Even in opposition, a number of other contradictions in the Movement’s politics are emerging with increasing clarity. One is between the principle and practicability of the direct democracy professed by Grillo. Another is between the M5S’s ideas on transparency and its hostility towards the mainstream media. Most problematic of all, however, is the growing friction between Grillo and Casaleggio’s authoritarian style of leadership and increasingly vocal M5S parliamentarians.
To a great extent, these problems are physiologically due to the nature of the M5S, and it is not at all clear whether and how they will be solved. Nor is it clear, however, whether they are harming the Movement. For one thing, signs are contradictory: the M5S gravitates stably to around 20 per cent in opinion polls, but it has performed quite poorly in some recent local elections.
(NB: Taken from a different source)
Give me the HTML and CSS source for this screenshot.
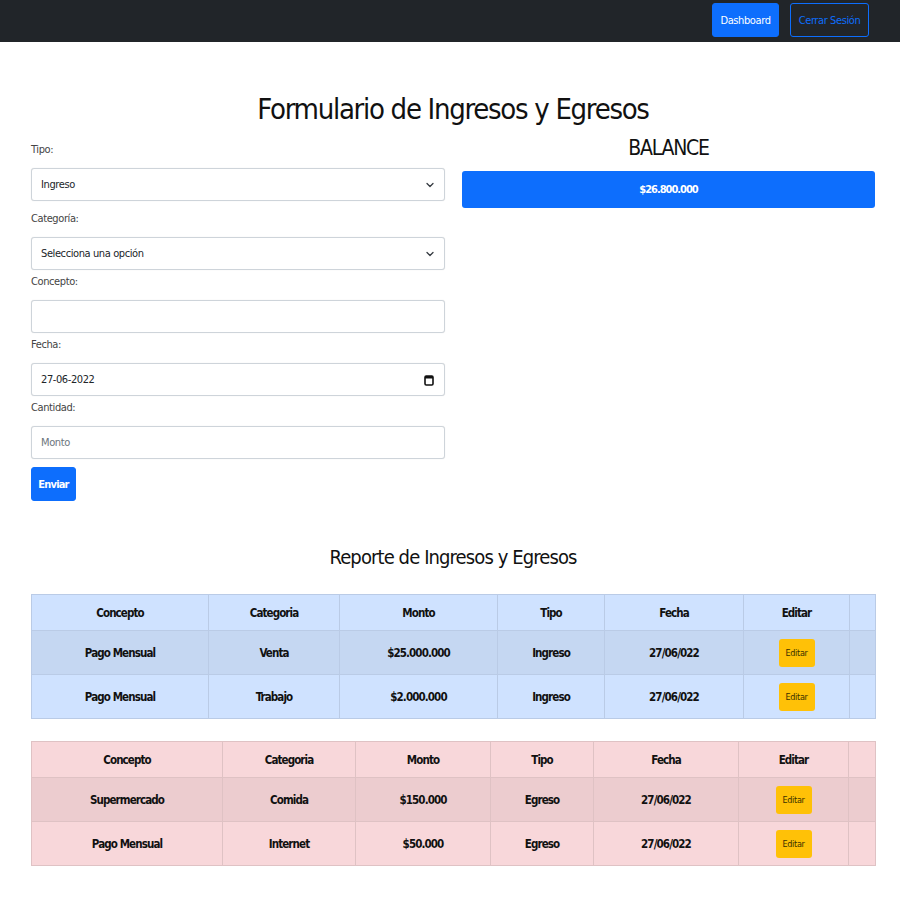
FILE: index.html
```html
<!DOCTYPE html>
<html lang="es">
<head>
<meta charset="utf-8">
<title>Formulario de Ingresos y Egresos</title>
<link rel="stylesheet" href="styles.css">
</head>
<body>
<nav class="navbar">
  <a class="btn btn-primary nav-btn" href="#">Dashboard</a>
  <a class="btn btn-outline nav-btn" href="#">Cerrar Sesión</a>
</nav>
<main class="page">
  <h1 class="title">Formulario de Ingresos y Egresos</h1>
  <div class="row">
    <form class="form">
      <div class="field field-first">
        <label class="label">Tipo:</label>
        <div class="select-wrap">
          <select class="control"><option>Ingreso</option></select>
          <svg class="chev" width="10" height="8" viewBox="0 0 16 16"><path d="M2 5l6 6 6-6" fill="none" stroke="#343a40" stroke-width="2.5" stroke-linecap="round" stroke-linejoin="round"/></svg>
        </div>
      </div>
      <div class="field">
        <label class="label">Categoría:</label>
        <div class="select-wrap">
          <select class="control"><option>Selecciona una opción</option></select>
          <svg class="chev" width="10" height="8" viewBox="0 0 16 16"><path d="M2 5l6 6 6-6" fill="none" stroke="#343a40" stroke-width="2.5" stroke-linecap="round" stroke-linejoin="round"/></svg>
        </div>
      </div>
      <div class="field">
        <label class="label">Concepto:</label>
        <input class="control" type="text">
      </div>
      <div class="field">
        <label class="label">Fecha:</label>
        <div class="control date">
          <span>27-06-2022</span>
          <svg width="10" height="12" viewBox="0 0 10 12"><rect x="1" y="2" width="8" height="9" rx="1.2" fill="none" stroke="#111" stroke-width="1.6"/><rect x="1" y="2" width="8" height="2.5" fill="#111"/></svg>
        </div>
      </div>
      <div class="field">
        <label class="label">Cantidad:</label>
        <input class="control" type="text" placeholder="Monto">
      </div>
      <button class="btn btn-primary submit" type="button">Enviar</button>
    </form>
    <section class="balance">
      <h2 class="balance-title">BALANCE</h2>
      <div class="balance-box">$26.800.000</div>
    </section>
  </div>

  <h2 class="report-title">Reporte de Ingresos y Egresos</h2>

  <table class="tbl tbl-primary">
    <thead>
      <tr><th>Concepto</th><th>Categoria</th><th>Monto</th><th>Tipo</th><th>Fecha</th><th>Editar</th><th></th></tr>
    </thead>
    <tbody>
      <tr><td>Pago Mensual</td><td>Venta</td><td>$25.000.000</td><td>Ingreso</td><td>27/06/022</td><td><button class="btn-edit" type="button">Editar</button></td><td></td></tr>
      <tr><td>Pago Mensual</td><td>Trabajo</td><td>$2.000.000</td><td>Ingreso</td><td>27/06/022</td><td><button class="btn-edit" type="button">Editar</button></td><td></td></tr>
    </tbody>
  </table>

  <table class="tbl tbl-danger">
    <thead>
      <tr><th>Concepto</th><th>Categoria</th><th>Monto</th><th>Tipo</th><th>Fecha</th><th>Editar</th><th></th></tr>
    </thead>
    <tbody>
      <tr><td>Supermercado</td><td>Comida</td><td>$150.000</td><td>Egreso</td><td>27/06/022</td><td><button class="btn-edit" type="button">Editar</button></td><td></td></tr>
      <tr><td>Pago Mensual</td><td>Internet</td><td>$50.000</td><td>Egreso</td><td>27/06/022</td><td><button class="btn-edit" type="button">Editar</button></td><td></td></tr>
    </tbody>
  </table>
</main>
</body>
</html>
```
FILE: styles.css
```css
* { box-sizing: border-box; }
body {
  margin: 0;
  font-family: "DejaVu Sans Condensed", "Liberation Sans", sans-serif;
  font-size: 11px;
  letter-spacing: -0.4px;
  color: #212529;
  background: #fff;
}
.navbar {
  height: 42px;
  background: #212529;
  display: flex;
  justify-content: flex-end;
  align-items: flex-start;
  gap: 11px;
  padding: 3px 31px 0 0;
}
.btn {
  display: inline-flex;
  align-items: center;
  justify-content: center;
  border-radius: 3px;
  border: 1px solid #0d6efd;
  text-decoration: none;
  font-family: inherit;
  font-size: 11px;
  letter-spacing: -0.4px;
  white-space: nowrap;
  cursor: pointer;
}
.btn-primary { background: #0d6efd; color: #fff; }
.btn-outline { background: transparent; color: #0d6efd; }
.nav-btn { height: 34px; padding: 0 6px; }
.navbar .btn-primary { width: 67px; }
.navbar .btn-outline { width: 79px; }

.page { padding: 0 25px 40px 31px; }
.title {
  margin: 46px 0 0;
  font-size: 29px;
  line-height: 42px;
  letter-spacing: -1.3px;
  font-weight: 400;
  text-align: center;
  color: #111;
}
.row {
  margin-top: 6px;
  display: grid;
  grid-template-columns: 414px 413px;
  column-gap: 17px;
  align-items: start;
}
.form { padding-top: 5px; }
.field { margin-bottom: 3px; }
.field-first { margin-bottom: 9px; }
.label {
  display: block;
  height: 18px;
  line-height: 18px;
  margin-bottom: 9px;
  color: #444;
}
.control {
  display: block;
  width: 100%;
  height: 33px;
  border: 1px solid #ced4da;
  border-radius: 3px;
  padding: 0 9px;
  font-family: inherit;
  font-size: 11px;
  letter-spacing: -0.4px;
  color: #212529;
  background: #fff;
  box-shadow: 0 0 1px rgba(0,0,0,0.15);
}
.control::placeholder { color: #6c757d; }
select.control { appearance: none; -webkit-appearance: none; }
.select-wrap { position: relative; }
.chev { position: absolute; right: 10px; top: 13px; pointer-events: none; }
.date {
  display: flex;
  align-items: center;
  justify-content: space-between;
  padding-right: 10px;
}
.submit {
  margin-top: 5px;
  width: 45px;
  height: 34px;
  font-weight: 700;
  letter-spacing: -0.8px;
}
.balance { text-align: center; }
.balance-title {
  margin: 0 0 11px;
  font-size: 21px;
  line-height: 24px;
  letter-spacing: -1.2px;
  font-weight: 400;
  color: #111;
}
.balance-box {
  height: 37px;
  line-height: 37px;
  background: #0d6efd;
  color: #fff;
  font-weight: 700;
  letter-spacing: -1px;
  border-radius: 3px;
}
.report-title {
  margin: 44px 0 25px;
  font-size: 20px;
  line-height: 24px;
  letter-spacing: -0.9px;
  font-weight: 400;
  text-align: center;
  color: #111;
}
.tbl {
  width: 844px;
  border-collapse: collapse;
  table-layout: fixed;
  margin-bottom: 22px;
  font-weight: 700;
  font-size: 11.5px;
  letter-spacing: -0.9px;
  color: #111;
}
.tbl th, .tbl td {
  text-align: center;
  vertical-align: middle;
  padding: 0 4px;
}
.tbl th { height: 36px; }
.tbl td { height: 44px; }
.tbl-primary { border: 1px solid #b3c6e6; background: #cfe2ff; }
.tbl-primary th, .tbl-primary td { border: 1px solid #bacbe6; }
.tbl-primary tbody tr:nth-child(odd) { background: #c5d7f2; }
.tbl-danger { border: 1px solid #dcbcbf; background: #f8d7da; }
.tbl-danger th, .tbl-danger td { border: 1px solid #dfc2c4; }
.tbl-danger tbody tr:nth-child(odd) { background: #eccccf; }

.tbl-primary th:nth-child(1) { width: 177px; }
.tbl-primary th:nth-child(2) { width: 131px; }
.tbl-primary th:nth-child(3) { width: 158px; }
.tbl-primary th:nth-child(4) { width: 107px; }
.tbl-primary th:nth-child(5) { width: 139px; }
.tbl-primary th:nth-child(6) { width: 106px; }
.tbl-primary th:nth-child(7) { width: 26px; }
.tbl-danger th:nth-child(1) { width: 191px; }
.tbl-danger th:nth-child(2) { width: 133px; }
.tbl-danger th:nth-child(3) { width: 135px; }
.tbl-danger th:nth-child(4) { width: 103px; }
.tbl-danger th:nth-child(5) { width: 145px; }
.tbl-danger th:nth-child(6) { width: 110px; }
.tbl-danger th:nth-child(7) { width: 27px; }

.btn-edit {
  width: 36px;
  height: 28px;
  padding: 0;
  border: none;
  border-radius: 3px;
  background: #ffc107;
  color: #3a3000;
  font-family: inherit;
  font-size: 9px;
  letter-spacing: -0.3px;
  font-weight: 400;
  vertical-align: middle;
}
```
The volatility of Italy’s political and economic situation makes any prediction futile at this point. Much in the M5S’s future performance will depend on the development of the crisis and the policy choices of Letta’s government. Also, and perhaps more interestingly, it will depend on party developments both on the right, where Berlusconi is more belligerent than ever after a tax fraud conviction which should soon put him out of parliament, and on the left, where the Mayor of Florence, Matteo Renzi—himself a bit of a populist—looks set to win the Democratic Party leadership in next month’s primaries.
Though by no means impossible, it is highly unlikely that Italy will hold new general elections before next spring. The May 2014 European Parliament elections will therefore be the first true political test for the M5S after its February exploit. Then we will have a clearer idea of whether the Movement is really here to stay—and whether we should start talking about a Third Republic.